(Front-end source files)
--
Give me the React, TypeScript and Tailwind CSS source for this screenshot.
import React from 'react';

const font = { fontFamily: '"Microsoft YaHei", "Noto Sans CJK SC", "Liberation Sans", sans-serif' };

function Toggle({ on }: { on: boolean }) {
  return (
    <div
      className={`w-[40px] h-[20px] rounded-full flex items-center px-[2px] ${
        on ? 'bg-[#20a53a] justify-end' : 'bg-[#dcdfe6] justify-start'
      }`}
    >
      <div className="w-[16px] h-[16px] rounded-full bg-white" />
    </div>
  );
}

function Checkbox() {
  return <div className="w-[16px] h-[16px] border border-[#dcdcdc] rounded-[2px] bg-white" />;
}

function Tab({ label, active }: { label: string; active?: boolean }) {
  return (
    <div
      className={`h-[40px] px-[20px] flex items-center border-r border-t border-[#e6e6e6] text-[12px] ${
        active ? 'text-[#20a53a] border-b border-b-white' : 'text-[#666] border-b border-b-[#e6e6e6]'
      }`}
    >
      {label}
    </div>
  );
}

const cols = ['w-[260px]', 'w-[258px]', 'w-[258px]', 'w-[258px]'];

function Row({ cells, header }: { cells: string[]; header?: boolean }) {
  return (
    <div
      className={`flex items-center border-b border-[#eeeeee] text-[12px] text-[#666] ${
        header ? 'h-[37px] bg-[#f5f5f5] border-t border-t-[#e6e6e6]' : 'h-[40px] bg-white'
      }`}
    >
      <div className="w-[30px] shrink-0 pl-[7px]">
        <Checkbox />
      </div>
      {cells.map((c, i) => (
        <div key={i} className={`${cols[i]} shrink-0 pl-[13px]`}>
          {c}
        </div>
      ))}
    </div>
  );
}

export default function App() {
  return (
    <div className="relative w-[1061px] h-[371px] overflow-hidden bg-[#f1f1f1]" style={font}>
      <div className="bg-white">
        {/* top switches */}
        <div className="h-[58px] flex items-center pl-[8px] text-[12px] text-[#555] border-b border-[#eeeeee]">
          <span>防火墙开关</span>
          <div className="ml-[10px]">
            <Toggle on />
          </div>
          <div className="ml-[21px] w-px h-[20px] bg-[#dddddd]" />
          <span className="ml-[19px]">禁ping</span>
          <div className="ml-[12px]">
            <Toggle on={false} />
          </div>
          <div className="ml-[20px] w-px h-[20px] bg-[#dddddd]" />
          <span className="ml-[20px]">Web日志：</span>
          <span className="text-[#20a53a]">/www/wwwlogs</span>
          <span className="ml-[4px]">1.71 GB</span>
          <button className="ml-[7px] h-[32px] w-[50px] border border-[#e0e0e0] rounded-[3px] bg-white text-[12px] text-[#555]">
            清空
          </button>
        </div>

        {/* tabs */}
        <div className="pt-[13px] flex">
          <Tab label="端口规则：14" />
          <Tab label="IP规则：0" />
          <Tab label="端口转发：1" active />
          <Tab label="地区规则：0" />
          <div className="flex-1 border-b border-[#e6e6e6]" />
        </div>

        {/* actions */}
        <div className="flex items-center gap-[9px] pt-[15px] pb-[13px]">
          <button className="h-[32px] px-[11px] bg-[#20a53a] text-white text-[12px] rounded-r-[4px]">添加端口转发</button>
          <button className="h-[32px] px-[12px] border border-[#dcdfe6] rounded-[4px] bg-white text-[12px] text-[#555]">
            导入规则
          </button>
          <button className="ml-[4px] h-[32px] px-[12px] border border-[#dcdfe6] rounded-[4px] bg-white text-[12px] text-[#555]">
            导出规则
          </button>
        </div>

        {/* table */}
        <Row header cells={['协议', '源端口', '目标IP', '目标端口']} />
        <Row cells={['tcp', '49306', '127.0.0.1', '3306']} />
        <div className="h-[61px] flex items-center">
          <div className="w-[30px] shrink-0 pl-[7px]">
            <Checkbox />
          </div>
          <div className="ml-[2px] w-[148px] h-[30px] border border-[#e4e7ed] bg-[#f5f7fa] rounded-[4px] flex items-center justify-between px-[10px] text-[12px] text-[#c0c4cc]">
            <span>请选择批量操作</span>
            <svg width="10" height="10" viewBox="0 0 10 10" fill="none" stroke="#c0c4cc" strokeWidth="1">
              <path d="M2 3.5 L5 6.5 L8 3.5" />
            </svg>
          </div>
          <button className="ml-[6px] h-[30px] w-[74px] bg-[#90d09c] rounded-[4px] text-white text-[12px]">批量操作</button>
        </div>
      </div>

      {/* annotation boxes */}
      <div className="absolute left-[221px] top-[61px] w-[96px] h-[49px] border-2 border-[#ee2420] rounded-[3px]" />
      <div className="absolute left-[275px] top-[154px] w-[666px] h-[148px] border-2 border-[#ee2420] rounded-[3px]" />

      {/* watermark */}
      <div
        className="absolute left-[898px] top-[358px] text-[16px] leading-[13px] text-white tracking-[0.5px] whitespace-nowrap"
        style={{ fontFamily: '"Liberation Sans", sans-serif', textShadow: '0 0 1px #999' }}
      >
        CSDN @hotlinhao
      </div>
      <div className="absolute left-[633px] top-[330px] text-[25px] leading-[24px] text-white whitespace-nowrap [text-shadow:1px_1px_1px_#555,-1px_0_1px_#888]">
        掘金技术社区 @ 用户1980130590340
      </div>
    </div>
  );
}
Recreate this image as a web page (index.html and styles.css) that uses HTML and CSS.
--
TASK INSTRUCTIONS –
Repeat verbatim the opening run of entries, ending with the line that contains "['w-[260px]', 'w-[258px]', 'w-[258px]', 'w-[258px]'];".

EXPECTED OUTPUT –
Give me the React, TypeScript and Tailwind CSS source for this screenshot.
import React from 'react';

const font = { fontFamily: '"Microsoft YaHei", "Noto Sans CJK SC", "Liberation Sans", sans-serif' };

function Toggle({ on }: { on: boolean }) {
  return (
    <div
      className={`w-[40px] h-[20px] rounded-full flex items-center px-[2px] ${
        on ? 'bg-[#20a53a] justify-end' : 'bg-[#dcdfe6] justify-start'
      }`}
    >
      <div className="w-[16px] h-[16px] rounded-full bg-white" />
    </div>
  );
}

function Checkbox() {
  return <div className="w-[16px] h-[16px] border border-[#dcdcdc] rounded-[2px] bg-white" />;
}

function Tab({ label, active }: { label: string; active?: boolean }) {
  return (
    <div
      className={`h-[40px] px-[20px] flex items-center border-r border-t border-[#e6e6e6] text-[12px] ${
        active ? 'text-[#20a53a] border-b border-b-white' : 'text-[#666] border-b border-b-[#e6e6e6]'
      }`}
    >
      {label}
    </div>
  );
}

const cols = ['w-[260px]', 'w-[258px]', 'w-[258px]', 'w-[258px]'];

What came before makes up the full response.